5.5.3.2. From outside the DESY network

If your machine LAPTOP is outside the XFEL/DESY network, you need to get into the DESY network via bastion.desy.de. In this case, we recommend that you first ssh to max-exfl (via bastion.desy.de) to create a node allocation (in our example below for 8 hours):

[MYLOCALUSERNAME@LAPTOP]$ ssh USERNAME@bastion.desy.de
[USERNAME@bastion01]$ ssh max-exfl
[USERNAME@max-exfl001]$ salloc -N 1 -p upex -t 08:00:00

Once this is done, we need to connect a port on your local machine with the port that the jupyter notebook listens to on max-exfl072. We need to go via bastion, i.e.

[MYLOCALUSERNAME@LAPTOP]$ ssh -L 8432:localhost:8432 bastion.desy.de -t ssh -L 8432:localhost:8432 max-exfl072
[USERNAME@max-exfl072] module load exfel exfel_anaconda3
[USERNAME@max-exfl072] jupyter-notebook --port=8432 --no-browser

Then open a browser with URL https://localhost:8432 on local machine LAPTOP.

5.5.3.3. Technical comments

You can ignore the comments below unless you run into difficulties, or what to get more background information.

  • If your laptop is connect to eduroam, you are outside the XFEL/DESY network, and need to follow instructions in From outside the DESY network.

  • We have used 8432 as the port in the examples above.

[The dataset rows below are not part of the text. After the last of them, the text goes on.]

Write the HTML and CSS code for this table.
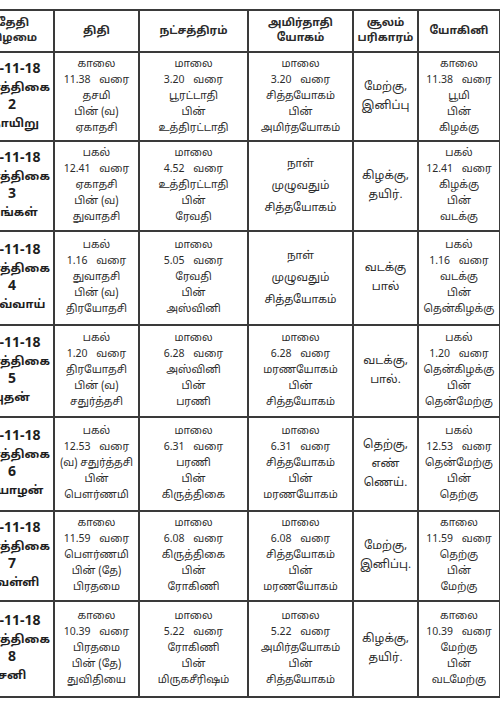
FILE: index.html
```html
<!DOCTYPE html>
<html lang="ta">
<head>
<meta charset="utf-8">
<link rel="stylesheet" href="styles.css">
</head>
<body>
<div class="page">
<table class="cal">
<colgroup>
<col class="c1"><col class="c2"><col class="c3"><col class="c4"><col class="c5"><col class="c6">
</colgroup>
<thead>
<tr>
<th class="dh">தேதி<br>கிழமை</th>
<th>திதி</th>
<th>நட்சத்திரம்</th>
<th>அமிர்தாதி<br>யோகம்</th>
<th>சூலம்<br>பரிகாரம்</th>
<th>யோகினி</th>
</tr>
</thead>
<tbody>
<tr class="r1">
<td class="d"><span class="dt">18-11-18</span><br>கார்த்திகை<br><span class="dt">2</span><br>ஞாயிறு</td>
<td>காலை<br><span class="j">11.38 வரை</span><br>தசமி<br>பின் (வ)<br>ஏகாதசி</td>
<td>மாலை<br><span class="j">3.20 வரை</span><br>பூரட்டாதி<br>பின்<br>உத்திரட்டாதி</td>
<td>மாலை<br><span class="j">3.20 வரை</span><br>சித்தயோகம்<br>பின்<br>அமிர்தயோகம்</td>
<td class="s">மேற்கு,<br>இனிப்பு</td>
<td>காலை<br><span class="j">11.38 வரை</span><br>பூமி<br>பின்<br>கிழக்கு</td>
</tr>
<tr class="r2">
<td class="d"><span class="dt">19-11-18</span><br>கார்த்திகை<br><span class="dt">3</span><br>திங்கள்</td>
<td>பகல்<br><span class="j">12.41 வரை</span><br>ஏகாதசி<br>பின் (வ)<br>துவாதசி</td>
<td>மாலை<br><span class="j">4.52 வரை</span><br>உத்திரட்டாதி<br>பின்<br>ரேவதி</td>
<td class="w">நாள்<br>முழுவதும்<br>சித்தயோகம்</td>
<td class="s">கிழக்கு,<br>தயிர்.</td>
<td>பகல்<br><span class="j">12.41 வரை</span><br>கிழக்கு<br>பின்<br>வடக்கு</td>
</tr>
<tr class="r3">
<td class="d"><span class="dt">20-11-18</span><br>கார்த்திகை<br><span class="dt">4</span><br>செவ்வாய்</td>
<td>பகல்<br><span class="j">1.16 வரை</span><br>துவாதசி<br>பின் (வ)<br>திரயோதசி</td>
<td>மாலை<br><span class="j">5.05 வரை</span><br>ரேவதி<br>பின்<br>அஸ்வினி</td>
<td class="w">நாள்<br>முழுவதும்<br>சித்தயோகம்</td>
<td class="s">வடக்கு<br>பால்</td>
<td>பகல்<br><span class="j">1.16 வரை</span><br>வடக்கு<br>பின்<br>தென்கிழக்கு</td>
</tr>
<tr class="r4">
<td class="d"><span class="dt">21-11-18</span><br>கார்த்திகை<br><span class="dt">5</span><br>புதன்</td>
<td>பகல்<br><span class="j">1.20 வரை</span><br>திரயோதசி<br>பின் (வ)<br>சதுர்த்தசி</td>
<td>மாலை<br><span class="j">6.28 வரை</span><br>அஸ்வினி<br>பின்<br>பரணி</td>
<td>மாலை<br><span class="j">6.28 வரை</span><br>மரணயோகம்<br>பின்<br>சித்தயோகம்</td>
<td class="s">வடக்கு,<br>பால்.</td>
<td>பகல்<br><span class="j">1.20 வரை</span><br>தென்கிழக்கு<br>பின்<br>தென்மேற்கு</td>
</tr>
<tr class="r5">
<td class="d"><span class="dt">22-11-18</span><br>கார்த்திகை<br><span class="dt">6</span><br>வியாழன்</td>
<td>பகல்<br><span class="j">12.53 வரை</span><br>(வ) சதுர்த்தசி<br>பின்<br>பௌர்ணமி</td>
<td>மாலை<br><span class="j">6.31 வரை</span><br>பரணி<br>பின்<br>கிருத்திகை</td>
<td>மாலை<br><span class="j">6.31 வரை</span><br>சித்தயோகம்<br>பின்<br>மரணயோகம்</td>
<td class="s">தெற்கு,<br>எண்<br>ணெய்.</td>
<td>பகல்<br><span class="j">12.53 வரை</span><br>தென்மேற்கு<br>பின்<br>தெற்கு</td>
</tr>
<tr class="r6">
<td class="d"><span class="dt">23-11-18</span><br>கார்த்திகை<br><span class="dt">7</span><br>வெள்ளி</td>
<td>காலை<br><span class="j">11.59 வரை</span><br>பௌர்ணமி<br>பின் (தே)<br>பிரதமை</td>
<td>மாலை<br><span class="j">6.08 வரை</span><br>கிருத்திகை<br>பின்<br>ரோகிணி</td>
<td>மாலை<br><span class="j">6.08 வரை</span><br>சித்தயோகம்<br>பின்<br>மரணயோகம்</td>
<td class="s">மேற்கு,<br>இனிப்பு.</td>
<td>காலை<br><span class="j">11.59 வரை</span><br>தெற்கு<br>பின்<br>மேற்கு</td>
</tr>
<tr class="r7">
<td class="d"><span class="dt">24-11-18</span><br>கார்த்திகை<br><span class="dt">8</span><br>சனி</td>
<td>காலை<br><span class="j">10.39 வரை</span><br>பிரதமை<br>பின் (தே)<br>துவிதியை</td>
<td>மாலை<br><span class="j">5.22 வரை</span><br>ரோகிணி<br>பின்<br>மிருகசீரிஷம்</td>
<td>மாலை<br><span class="j">5.22 வரை</span><br>அமிர்தயோகம்<br>பின்<br>சித்தயோகம்</td>
<td class="s">கிழக்கு,<br>தயிர்.</td>
<td>காலை<br><span class="j">10.39 வரை</span><br>மேற்கு<br>பின்<br>வடமேற்கு</td>
</tr>
</tbody>
</table>
</div>
</body>
</html>
```
FILE: styles.css
```css
html, body {
  margin: 0;
  padding: 0;
  background: #ffffff;
}
.page {
  width: 500px;
  height: 702px;
  overflow: hidden;
  padding-top: 9px;
  box-sizing: border-box;
}
.cal {
  margin-left: -31px;
  border-collapse: collapse;
  table-layout: fixed;
  width: 530px;
  font-family: "Noto Sans Tamil", "Lohit Tamil", "Noto Sans", sans-serif;
  color: #2b2b2b;
}
.c1 { width: 84px; }
.c2 { width: 85px; }
.c3 { width: 109px; }
.c4 { width: 105px; }
.c5 { width: 65px; }
.c6 { width: 82px; }
.cal th, .cal td {
  border: 2px solid #3a3a3a;
  text-align: center;
  vertical-align: middle;
  padding: 0 2px;
  overflow: hidden;
  white-space: nowrap;
}
.cal th {
  height: 40px;
  font-size: 11px;
  line-height: 15px;
  font-weight: 700;
}
.cal th.dh {
  padding-left: 4px;
}
.cal td {
  font-size: 10.5px;
  line-height: 16px;
}
.cal td.d {
  font-size: 11.5px;
  line-height: 18px;
  font-weight: 700;
  color: #1e1e1e;
}
.cal td.d .dt {
  font-size: 14px;
}
.cal td.s {
  font-size: 11.5px;
  line-height: 19px;
}
.cal td.w {
  line-height: 22px;
  font-size: 11px;
}
.j {
  word-spacing: 6px;
}
.r1 td { height: 87px; }
.r2 td { height: 88px; }
.r3 td { height: 92px; }
.r4 td { height: 90px; }
.r5 td { height: 92px; }
.r6 td { height: 88px; }
.r7 td { height: 94px; }
```
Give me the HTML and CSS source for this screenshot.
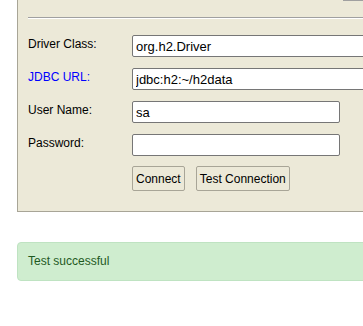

There is no particular reason for doing so, other than the port not being used by any other famous software (see list on Wikipedia), and the port number being greater than 1024.

    You can chose other ports as you like. Using different ports also allows to run multiple Jupyter Notebook servers on the same node (each listening to a particular node).

    By default (i.e. if we don’t use the --port switch when starting the Jupyter Notebook), port 8888 is used.